Requirements
Report only the number of lines in this material that include the string "Tailwind".

Interface markup and scripts
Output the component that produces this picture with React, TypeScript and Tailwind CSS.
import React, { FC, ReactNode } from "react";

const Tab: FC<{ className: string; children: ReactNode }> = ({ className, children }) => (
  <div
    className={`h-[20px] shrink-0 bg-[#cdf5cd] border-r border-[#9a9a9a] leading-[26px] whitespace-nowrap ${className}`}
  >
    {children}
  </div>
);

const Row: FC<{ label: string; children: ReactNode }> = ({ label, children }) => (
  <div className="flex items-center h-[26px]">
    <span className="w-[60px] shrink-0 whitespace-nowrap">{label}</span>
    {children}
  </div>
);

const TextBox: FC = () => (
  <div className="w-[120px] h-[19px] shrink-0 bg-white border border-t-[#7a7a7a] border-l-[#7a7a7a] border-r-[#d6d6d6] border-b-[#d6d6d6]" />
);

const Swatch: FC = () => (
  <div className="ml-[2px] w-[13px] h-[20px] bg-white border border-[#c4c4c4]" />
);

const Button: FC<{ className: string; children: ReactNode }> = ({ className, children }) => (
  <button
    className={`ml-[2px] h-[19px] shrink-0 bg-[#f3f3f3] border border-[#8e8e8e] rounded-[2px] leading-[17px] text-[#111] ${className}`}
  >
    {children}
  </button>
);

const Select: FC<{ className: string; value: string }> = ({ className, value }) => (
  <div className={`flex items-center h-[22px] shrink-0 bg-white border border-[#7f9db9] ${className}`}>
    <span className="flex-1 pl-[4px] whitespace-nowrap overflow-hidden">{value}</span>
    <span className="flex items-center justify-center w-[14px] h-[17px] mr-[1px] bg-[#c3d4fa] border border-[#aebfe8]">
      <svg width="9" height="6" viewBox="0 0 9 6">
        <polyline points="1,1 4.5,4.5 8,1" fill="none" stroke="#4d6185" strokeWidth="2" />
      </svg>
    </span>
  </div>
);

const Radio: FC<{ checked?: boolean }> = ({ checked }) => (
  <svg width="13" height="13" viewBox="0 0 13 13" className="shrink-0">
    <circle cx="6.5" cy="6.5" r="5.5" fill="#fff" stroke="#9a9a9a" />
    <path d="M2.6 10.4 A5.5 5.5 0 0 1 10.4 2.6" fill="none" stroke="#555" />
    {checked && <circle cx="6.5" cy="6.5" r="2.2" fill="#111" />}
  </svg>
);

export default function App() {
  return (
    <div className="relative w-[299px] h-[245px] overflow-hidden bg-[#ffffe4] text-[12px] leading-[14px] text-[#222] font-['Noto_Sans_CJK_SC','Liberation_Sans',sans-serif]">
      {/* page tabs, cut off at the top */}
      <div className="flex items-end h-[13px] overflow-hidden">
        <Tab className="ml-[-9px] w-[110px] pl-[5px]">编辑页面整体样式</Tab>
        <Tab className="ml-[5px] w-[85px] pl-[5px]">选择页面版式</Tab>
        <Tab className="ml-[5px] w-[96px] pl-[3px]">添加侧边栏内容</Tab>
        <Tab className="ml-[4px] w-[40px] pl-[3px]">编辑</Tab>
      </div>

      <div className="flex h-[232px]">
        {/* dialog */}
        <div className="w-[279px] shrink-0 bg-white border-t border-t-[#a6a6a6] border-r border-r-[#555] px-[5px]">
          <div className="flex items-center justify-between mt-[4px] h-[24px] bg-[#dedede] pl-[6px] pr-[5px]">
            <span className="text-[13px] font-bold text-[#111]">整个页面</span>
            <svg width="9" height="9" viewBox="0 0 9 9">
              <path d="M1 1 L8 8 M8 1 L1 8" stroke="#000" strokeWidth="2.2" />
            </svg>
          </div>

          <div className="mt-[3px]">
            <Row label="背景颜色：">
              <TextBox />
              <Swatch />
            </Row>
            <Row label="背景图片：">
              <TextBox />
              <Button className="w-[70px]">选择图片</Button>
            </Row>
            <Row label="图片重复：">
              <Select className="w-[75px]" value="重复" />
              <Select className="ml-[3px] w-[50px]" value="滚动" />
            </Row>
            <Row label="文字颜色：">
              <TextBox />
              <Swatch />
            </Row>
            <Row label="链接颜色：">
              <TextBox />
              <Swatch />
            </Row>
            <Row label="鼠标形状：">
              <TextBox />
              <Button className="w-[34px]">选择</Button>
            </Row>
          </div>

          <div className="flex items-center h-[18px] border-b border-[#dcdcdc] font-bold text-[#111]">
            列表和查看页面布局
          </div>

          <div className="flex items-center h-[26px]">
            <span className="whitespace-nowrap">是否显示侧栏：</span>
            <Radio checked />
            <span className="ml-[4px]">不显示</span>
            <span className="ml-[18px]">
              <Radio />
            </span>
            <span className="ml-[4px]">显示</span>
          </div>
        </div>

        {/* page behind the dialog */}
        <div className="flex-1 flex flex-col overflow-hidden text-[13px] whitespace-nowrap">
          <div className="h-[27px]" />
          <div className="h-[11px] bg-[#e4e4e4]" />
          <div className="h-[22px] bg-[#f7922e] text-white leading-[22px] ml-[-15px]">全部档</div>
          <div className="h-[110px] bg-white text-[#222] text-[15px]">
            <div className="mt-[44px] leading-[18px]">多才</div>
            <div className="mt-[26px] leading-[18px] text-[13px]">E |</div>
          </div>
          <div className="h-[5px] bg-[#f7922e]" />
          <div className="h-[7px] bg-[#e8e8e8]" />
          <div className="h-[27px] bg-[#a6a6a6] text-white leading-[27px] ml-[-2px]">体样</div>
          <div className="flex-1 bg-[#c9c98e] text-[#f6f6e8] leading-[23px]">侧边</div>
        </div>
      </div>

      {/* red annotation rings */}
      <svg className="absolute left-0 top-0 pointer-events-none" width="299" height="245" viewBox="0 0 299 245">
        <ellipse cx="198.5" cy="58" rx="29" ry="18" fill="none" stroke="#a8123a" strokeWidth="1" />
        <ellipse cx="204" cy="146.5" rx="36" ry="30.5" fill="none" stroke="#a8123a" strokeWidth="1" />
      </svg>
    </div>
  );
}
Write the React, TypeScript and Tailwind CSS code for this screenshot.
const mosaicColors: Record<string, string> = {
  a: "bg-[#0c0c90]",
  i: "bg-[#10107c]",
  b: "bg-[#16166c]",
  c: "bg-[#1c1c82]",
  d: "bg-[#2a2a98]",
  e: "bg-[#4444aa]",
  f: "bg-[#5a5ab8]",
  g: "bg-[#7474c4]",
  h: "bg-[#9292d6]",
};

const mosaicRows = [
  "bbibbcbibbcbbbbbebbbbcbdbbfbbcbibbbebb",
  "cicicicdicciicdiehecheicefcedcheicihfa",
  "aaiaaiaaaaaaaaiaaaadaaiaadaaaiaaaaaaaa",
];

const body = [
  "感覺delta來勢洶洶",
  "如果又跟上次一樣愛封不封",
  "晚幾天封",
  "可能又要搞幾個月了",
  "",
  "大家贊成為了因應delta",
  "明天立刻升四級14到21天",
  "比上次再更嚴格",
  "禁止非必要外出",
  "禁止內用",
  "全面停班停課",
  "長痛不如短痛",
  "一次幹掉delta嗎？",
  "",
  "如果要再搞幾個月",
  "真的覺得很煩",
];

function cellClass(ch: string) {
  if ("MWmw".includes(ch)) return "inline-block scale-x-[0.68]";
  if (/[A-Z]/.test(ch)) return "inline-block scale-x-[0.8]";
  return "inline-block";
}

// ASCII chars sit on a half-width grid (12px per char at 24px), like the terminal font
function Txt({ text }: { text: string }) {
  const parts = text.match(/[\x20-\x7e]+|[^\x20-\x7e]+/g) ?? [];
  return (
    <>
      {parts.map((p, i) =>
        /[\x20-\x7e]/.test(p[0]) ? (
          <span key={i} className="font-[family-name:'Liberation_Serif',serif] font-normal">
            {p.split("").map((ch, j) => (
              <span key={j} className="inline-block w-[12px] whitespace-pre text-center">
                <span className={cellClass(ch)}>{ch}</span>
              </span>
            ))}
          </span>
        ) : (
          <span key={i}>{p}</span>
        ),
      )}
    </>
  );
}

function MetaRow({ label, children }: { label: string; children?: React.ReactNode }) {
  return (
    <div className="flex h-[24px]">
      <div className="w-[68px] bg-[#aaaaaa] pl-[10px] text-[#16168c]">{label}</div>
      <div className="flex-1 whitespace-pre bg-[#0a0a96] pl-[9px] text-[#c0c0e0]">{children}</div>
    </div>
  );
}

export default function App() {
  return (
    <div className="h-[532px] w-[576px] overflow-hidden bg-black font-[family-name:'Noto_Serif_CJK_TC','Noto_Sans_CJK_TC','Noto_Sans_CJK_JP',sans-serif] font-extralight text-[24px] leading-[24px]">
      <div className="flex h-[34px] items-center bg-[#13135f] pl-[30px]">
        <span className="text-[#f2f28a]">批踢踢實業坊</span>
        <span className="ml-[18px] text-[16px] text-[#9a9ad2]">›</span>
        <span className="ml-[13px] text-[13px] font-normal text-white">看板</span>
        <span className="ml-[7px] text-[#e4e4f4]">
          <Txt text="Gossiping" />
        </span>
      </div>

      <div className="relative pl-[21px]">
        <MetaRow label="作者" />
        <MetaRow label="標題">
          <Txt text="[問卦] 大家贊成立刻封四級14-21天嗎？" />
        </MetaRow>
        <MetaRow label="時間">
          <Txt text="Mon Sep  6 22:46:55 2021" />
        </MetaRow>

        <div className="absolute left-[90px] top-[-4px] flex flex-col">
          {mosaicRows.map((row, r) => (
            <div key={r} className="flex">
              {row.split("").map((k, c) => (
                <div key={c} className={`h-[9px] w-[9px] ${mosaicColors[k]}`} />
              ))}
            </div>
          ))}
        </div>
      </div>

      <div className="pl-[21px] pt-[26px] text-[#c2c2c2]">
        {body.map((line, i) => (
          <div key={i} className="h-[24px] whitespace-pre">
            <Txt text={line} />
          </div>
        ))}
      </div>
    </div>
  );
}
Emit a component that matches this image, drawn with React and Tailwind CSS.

Exercise solution
3